DATA FOR THIS EXERCISE –

■ ■ ■ ■ ■ ■ ■

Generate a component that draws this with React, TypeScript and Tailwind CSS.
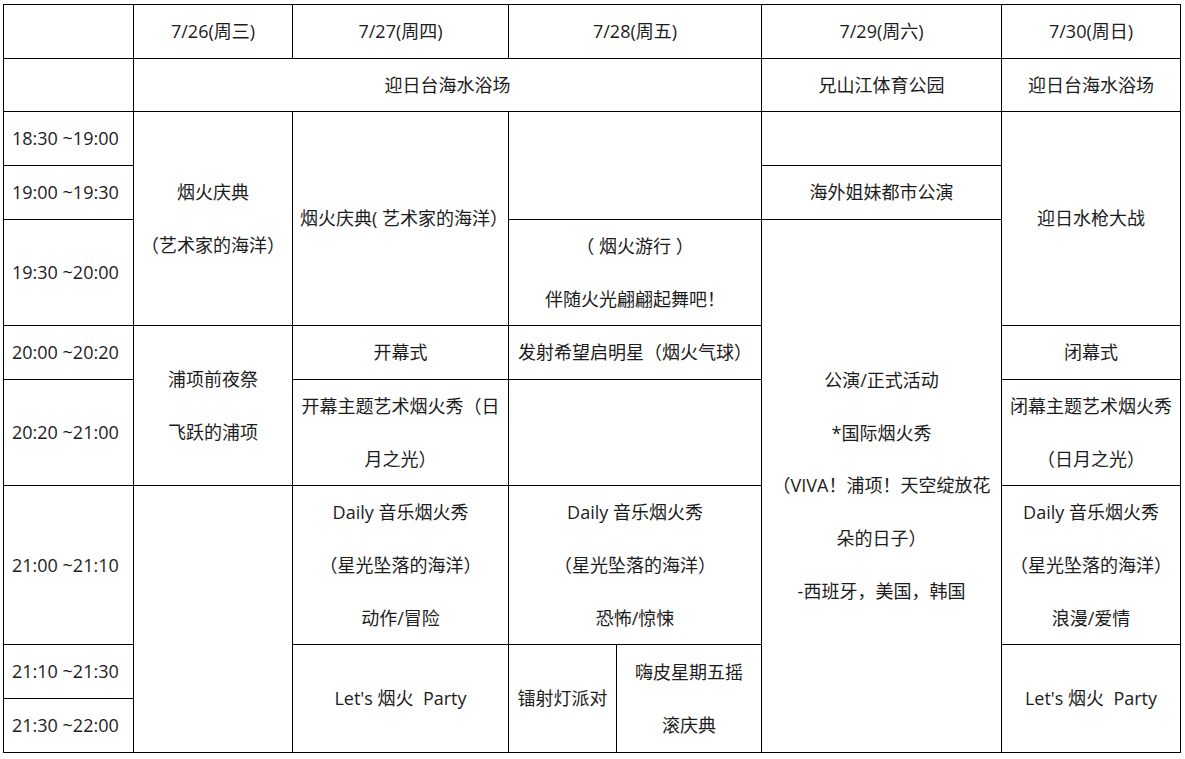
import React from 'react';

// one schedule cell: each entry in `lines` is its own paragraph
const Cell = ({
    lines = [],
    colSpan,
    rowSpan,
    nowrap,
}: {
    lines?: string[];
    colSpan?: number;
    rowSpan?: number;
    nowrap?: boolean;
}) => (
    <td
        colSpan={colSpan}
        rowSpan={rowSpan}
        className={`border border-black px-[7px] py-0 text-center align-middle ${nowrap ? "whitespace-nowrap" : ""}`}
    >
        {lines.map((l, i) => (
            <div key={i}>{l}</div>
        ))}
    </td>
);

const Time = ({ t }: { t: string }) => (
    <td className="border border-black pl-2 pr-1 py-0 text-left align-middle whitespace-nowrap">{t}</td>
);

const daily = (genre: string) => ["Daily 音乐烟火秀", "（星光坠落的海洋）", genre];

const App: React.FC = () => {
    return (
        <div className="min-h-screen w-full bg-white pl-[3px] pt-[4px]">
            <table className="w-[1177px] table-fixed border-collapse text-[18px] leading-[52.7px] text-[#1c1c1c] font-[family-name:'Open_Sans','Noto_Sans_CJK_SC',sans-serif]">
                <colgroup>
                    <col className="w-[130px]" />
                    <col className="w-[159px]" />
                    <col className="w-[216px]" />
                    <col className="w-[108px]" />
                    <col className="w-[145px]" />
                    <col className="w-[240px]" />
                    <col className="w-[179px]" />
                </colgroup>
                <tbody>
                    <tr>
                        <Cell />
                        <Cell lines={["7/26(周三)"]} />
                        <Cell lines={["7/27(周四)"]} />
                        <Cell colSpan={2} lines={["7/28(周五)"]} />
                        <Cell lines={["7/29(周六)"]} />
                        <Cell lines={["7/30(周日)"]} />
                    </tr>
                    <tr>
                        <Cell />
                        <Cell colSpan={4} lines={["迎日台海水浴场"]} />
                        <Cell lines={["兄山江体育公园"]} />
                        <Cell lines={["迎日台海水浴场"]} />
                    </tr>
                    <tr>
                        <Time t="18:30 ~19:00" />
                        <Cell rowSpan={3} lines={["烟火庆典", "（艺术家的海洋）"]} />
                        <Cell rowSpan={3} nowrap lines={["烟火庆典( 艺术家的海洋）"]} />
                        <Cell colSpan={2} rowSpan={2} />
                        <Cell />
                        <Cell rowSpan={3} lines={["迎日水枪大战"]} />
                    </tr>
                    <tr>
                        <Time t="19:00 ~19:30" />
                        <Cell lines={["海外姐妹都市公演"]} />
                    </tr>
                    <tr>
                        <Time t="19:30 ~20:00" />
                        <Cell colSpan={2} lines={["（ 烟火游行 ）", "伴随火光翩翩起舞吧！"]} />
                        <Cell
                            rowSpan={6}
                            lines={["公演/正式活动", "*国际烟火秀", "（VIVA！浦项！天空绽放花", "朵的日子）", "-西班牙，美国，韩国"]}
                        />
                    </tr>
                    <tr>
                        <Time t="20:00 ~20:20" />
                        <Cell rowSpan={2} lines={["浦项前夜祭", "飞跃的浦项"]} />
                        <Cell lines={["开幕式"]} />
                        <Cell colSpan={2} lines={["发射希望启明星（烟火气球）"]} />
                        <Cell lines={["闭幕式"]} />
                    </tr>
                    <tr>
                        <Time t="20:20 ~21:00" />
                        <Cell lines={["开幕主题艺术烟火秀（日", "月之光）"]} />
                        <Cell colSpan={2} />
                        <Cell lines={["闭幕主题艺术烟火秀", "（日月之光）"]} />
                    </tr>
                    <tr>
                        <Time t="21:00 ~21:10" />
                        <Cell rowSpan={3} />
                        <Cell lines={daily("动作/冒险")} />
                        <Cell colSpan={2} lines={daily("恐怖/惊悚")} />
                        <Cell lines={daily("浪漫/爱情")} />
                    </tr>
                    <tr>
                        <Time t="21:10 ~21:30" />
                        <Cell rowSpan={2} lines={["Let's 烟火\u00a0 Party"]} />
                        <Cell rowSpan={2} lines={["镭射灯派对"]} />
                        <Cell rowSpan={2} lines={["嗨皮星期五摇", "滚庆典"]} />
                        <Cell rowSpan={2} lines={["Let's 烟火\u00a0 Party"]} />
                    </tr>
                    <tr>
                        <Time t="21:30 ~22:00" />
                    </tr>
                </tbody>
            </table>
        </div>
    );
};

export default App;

■ ■ ■ ■ ■ ■ ■

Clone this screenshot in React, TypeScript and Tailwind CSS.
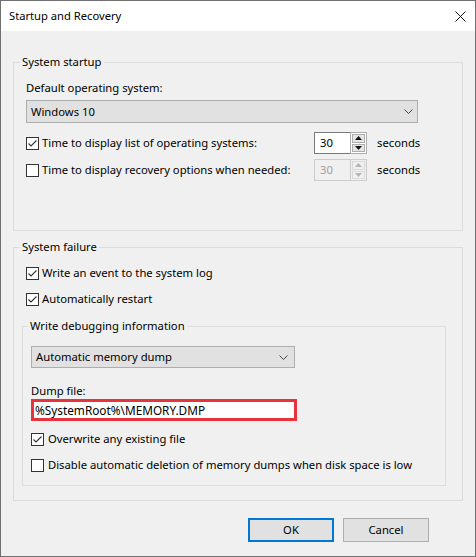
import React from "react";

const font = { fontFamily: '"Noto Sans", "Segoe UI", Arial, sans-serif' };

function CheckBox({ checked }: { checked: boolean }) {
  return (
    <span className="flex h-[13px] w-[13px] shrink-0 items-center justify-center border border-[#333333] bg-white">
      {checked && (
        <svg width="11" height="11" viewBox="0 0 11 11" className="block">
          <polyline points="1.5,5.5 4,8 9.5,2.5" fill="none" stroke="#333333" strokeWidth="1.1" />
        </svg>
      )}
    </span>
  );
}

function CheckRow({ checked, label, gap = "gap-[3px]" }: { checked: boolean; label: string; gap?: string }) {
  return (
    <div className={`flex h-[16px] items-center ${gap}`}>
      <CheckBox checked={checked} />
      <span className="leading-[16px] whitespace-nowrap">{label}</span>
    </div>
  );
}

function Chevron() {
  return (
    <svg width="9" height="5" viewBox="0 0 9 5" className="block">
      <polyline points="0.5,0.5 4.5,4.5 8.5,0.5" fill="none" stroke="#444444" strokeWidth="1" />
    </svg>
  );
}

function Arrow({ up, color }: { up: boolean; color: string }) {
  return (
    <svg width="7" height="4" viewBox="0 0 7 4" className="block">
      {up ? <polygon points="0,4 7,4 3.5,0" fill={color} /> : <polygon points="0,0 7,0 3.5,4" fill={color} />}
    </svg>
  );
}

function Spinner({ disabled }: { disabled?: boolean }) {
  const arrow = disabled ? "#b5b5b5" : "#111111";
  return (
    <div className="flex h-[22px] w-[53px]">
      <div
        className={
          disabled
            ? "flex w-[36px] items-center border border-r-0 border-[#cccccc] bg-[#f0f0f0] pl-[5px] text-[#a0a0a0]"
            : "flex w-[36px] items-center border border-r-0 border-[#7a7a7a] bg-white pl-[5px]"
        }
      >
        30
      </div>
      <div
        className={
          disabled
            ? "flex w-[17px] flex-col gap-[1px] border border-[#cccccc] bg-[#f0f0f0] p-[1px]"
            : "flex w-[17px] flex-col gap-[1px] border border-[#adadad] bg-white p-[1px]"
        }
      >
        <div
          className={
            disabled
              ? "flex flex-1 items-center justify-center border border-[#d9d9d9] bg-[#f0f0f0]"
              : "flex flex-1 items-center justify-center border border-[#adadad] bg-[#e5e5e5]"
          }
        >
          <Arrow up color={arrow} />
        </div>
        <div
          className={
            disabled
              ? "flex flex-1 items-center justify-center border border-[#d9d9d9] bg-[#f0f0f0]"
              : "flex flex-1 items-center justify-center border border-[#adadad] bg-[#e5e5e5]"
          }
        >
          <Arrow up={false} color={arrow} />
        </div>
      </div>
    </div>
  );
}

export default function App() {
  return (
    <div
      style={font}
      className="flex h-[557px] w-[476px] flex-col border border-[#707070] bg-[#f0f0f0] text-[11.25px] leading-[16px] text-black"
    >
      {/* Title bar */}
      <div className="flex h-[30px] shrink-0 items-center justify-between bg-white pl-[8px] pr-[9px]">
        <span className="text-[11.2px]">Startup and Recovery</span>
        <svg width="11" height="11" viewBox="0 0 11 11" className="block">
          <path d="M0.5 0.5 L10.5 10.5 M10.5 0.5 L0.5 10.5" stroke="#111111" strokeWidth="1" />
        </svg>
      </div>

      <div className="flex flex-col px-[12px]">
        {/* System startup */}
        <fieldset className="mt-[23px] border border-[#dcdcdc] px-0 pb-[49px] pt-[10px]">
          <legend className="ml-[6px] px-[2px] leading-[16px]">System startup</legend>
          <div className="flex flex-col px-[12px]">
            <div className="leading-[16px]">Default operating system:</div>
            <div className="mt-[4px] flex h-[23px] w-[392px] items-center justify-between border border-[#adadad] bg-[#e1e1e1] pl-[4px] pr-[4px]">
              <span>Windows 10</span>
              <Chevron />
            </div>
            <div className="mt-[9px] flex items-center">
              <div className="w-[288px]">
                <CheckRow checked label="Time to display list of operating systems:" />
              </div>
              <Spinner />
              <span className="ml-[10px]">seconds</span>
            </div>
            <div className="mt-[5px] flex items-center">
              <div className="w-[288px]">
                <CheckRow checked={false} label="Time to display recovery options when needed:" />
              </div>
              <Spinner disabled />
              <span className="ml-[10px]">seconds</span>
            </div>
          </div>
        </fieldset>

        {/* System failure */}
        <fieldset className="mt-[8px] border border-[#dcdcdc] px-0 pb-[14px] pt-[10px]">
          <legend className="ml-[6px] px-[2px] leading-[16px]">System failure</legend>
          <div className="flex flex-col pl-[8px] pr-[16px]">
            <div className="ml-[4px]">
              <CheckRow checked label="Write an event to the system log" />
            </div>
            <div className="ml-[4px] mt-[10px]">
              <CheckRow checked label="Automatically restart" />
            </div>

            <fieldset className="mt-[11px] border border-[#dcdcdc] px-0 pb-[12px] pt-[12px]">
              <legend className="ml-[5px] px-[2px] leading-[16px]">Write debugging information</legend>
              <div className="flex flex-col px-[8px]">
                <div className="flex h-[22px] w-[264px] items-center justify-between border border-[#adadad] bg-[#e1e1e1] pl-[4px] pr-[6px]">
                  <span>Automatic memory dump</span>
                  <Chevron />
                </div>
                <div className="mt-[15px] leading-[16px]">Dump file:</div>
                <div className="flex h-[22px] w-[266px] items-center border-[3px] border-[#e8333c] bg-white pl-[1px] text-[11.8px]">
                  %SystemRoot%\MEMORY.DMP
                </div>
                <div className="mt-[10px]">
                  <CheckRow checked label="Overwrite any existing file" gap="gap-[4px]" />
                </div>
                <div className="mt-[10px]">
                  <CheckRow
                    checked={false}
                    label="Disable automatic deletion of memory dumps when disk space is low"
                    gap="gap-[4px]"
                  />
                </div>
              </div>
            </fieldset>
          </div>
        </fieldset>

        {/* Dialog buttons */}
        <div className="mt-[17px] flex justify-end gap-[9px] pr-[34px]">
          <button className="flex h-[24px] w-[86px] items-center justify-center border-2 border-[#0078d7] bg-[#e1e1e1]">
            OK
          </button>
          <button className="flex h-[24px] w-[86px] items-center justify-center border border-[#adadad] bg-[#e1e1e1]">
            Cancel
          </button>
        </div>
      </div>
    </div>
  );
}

■ ■ ■ ■ ■ ■ ■

THE EXERCISE –
Extract the part of the records that opens with the line containing "Generate a component" and closes with the line containing "import React from 'react';". Take only those lines, exactly, and no pictures.

RESPONSE –
Generate a component that draws this with React, TypeScript and Tailwind CSS.
import React from 'react';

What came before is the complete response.